When the recipient presents the unique offer ID at the point of purchase, the code allows you to track who is buying what items at particular locations and times. This provides extremely valuable insight into the campaign’s role in inspiring action among customers, and can influence the message and offer of future campaigns.
3. QR Codes
QR codes are the fastest way to get recipients to your website directly from a direct mail piece.
Rather than requiring recipients to manually type in a URL, they can simply scan the code with their smartphone, which will automatically take them to a landing page on their phone’s browser. The landing page can be tied directly to your campaign, and again, tracked using web analytics tools.
Including a gated offer on your landing page (one that requires customers to provide an email address or other contact information) allows you to track the number of people getting to the website as a result of the mail piece and collect detailed contact information you can use to nurture and convert leads into customers.
While this offer is much less technical than the previous methods, it can still be a viable option for companies that focus more on in-person, consultative sales because the offer requires the recipient to engage with you directly rather than your website.
For example, offers that encourage recipients to “mention this postcard and receive a free evaluation” or “complete this raffle ticket and drop it in our box (at the store location) for a chance to win” are simple ways to get information and more engagement from prospects or customers.
Once you’ve settled on a way to track performance and deploy the campaign, it’s important not to get lost in the data.
There’s a lot of data you can glean from the tracking methods described above, but two in particular are essential to measuring campaign ROI, specifically: Cost Per Response (CPR) and Cost Per Sale (CPS).
Cost Per Response
Cost per response simply tells you how many recipients acted on your offer through the path you set for them. This is calculated by dividing the cost of the campaign by the number of responses you received.
Cost Per Sale
While it’s helpful to get a sense of engagement, sales are ultimately what matter most. You can calculate cost per sale by dividing the cost of the campaign by the number of sales that directly resulted from the responses you received.
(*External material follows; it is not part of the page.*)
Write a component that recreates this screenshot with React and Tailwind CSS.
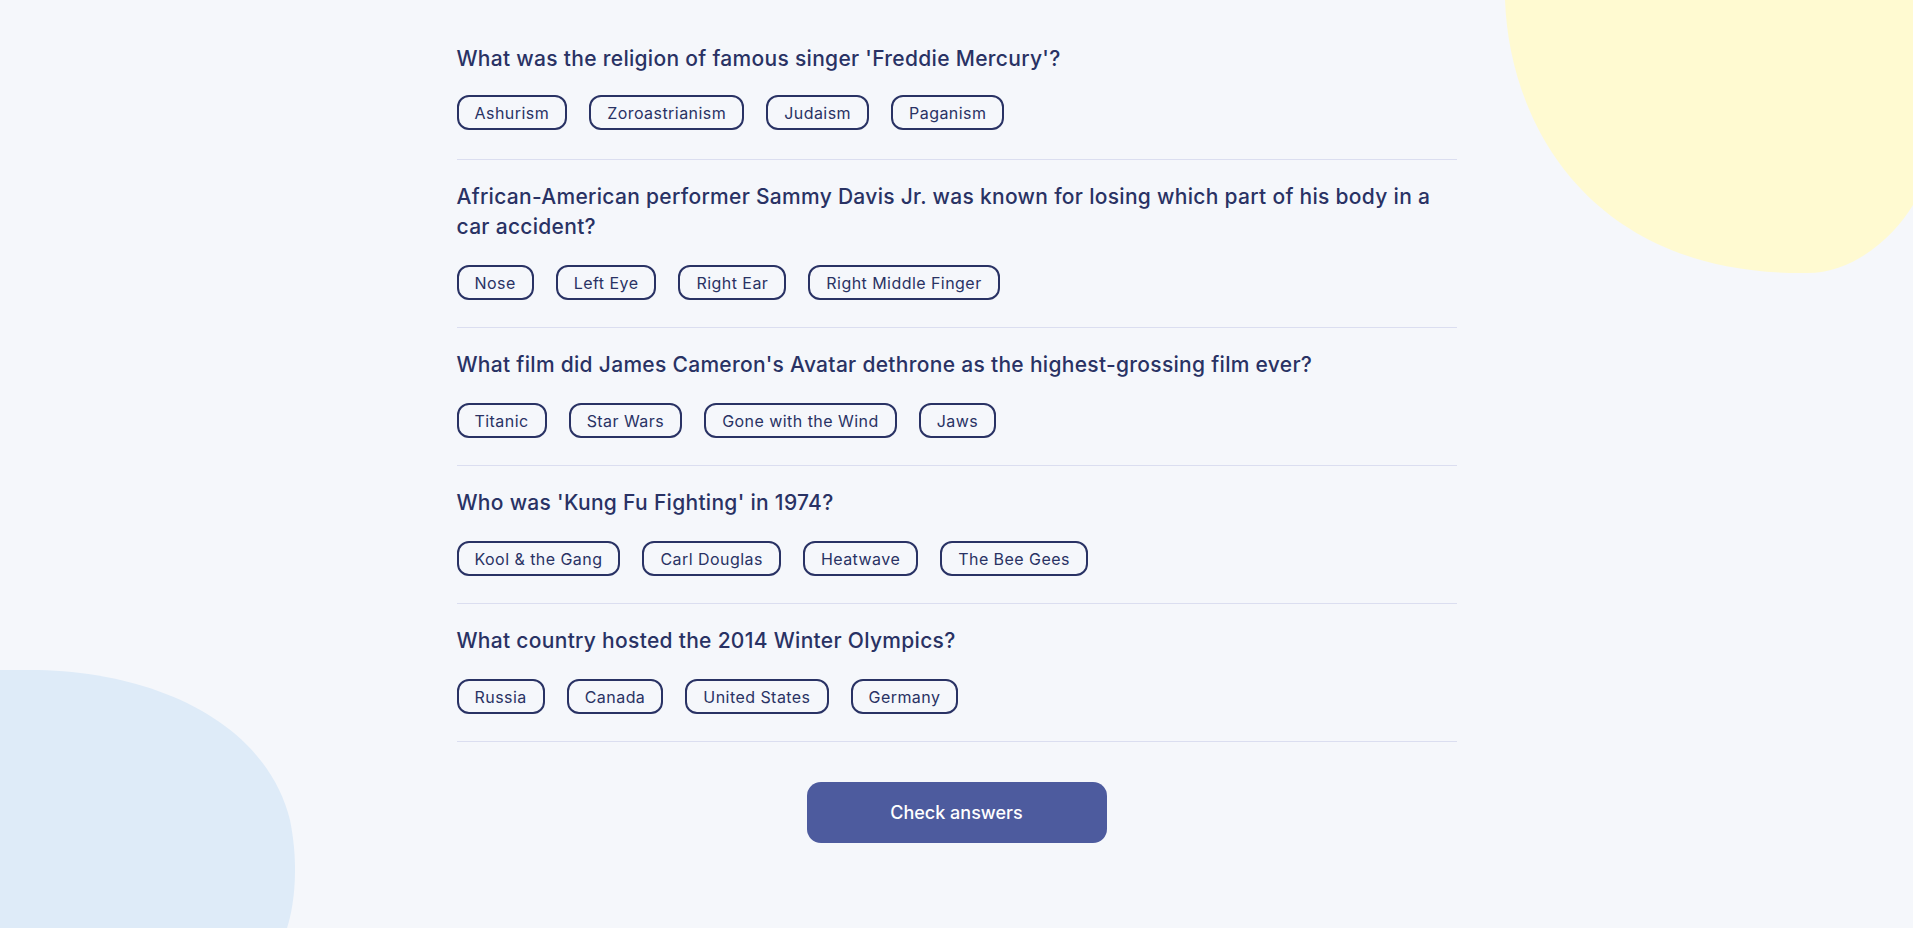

In an ideal world, calculating CPS would be as easy as this. However, it’s important to note that the cost per sale calculation is often not so simple. It can get much more complicated and may need to be looked at as a whole across all the attribution sources.
Sales are often a result of several marketing messages across different channels. It can be hard to tie a sale directly back to one piece of direct mail. It’s possible that the direct mail may have only been a small piece of the entire marketing campaign. Whether the recipient took action because of that one mail piece or because of the campaign's message as a whole, can be tough to determine. Be sure to use all analytics tools available to you for the most comprehensive reporting on cost per sale.
Why these metrics matter
Together, CPR and CPS give you the best assessment of a campaign’s ROI and provide insight into its strengths and weaknesses. For example, if your CPR is low (good), but your CPS is high (bad), your offer is successful in driving engagement, but your landing page might need some work to convert more people.
Keep this in mind not only when evaluating the success of each campaign, but also when planning your next direct mail initiative. The results of one campaign can help predict a future campaign’s success or failure and can provide insight into components of the campaign that can be optimized.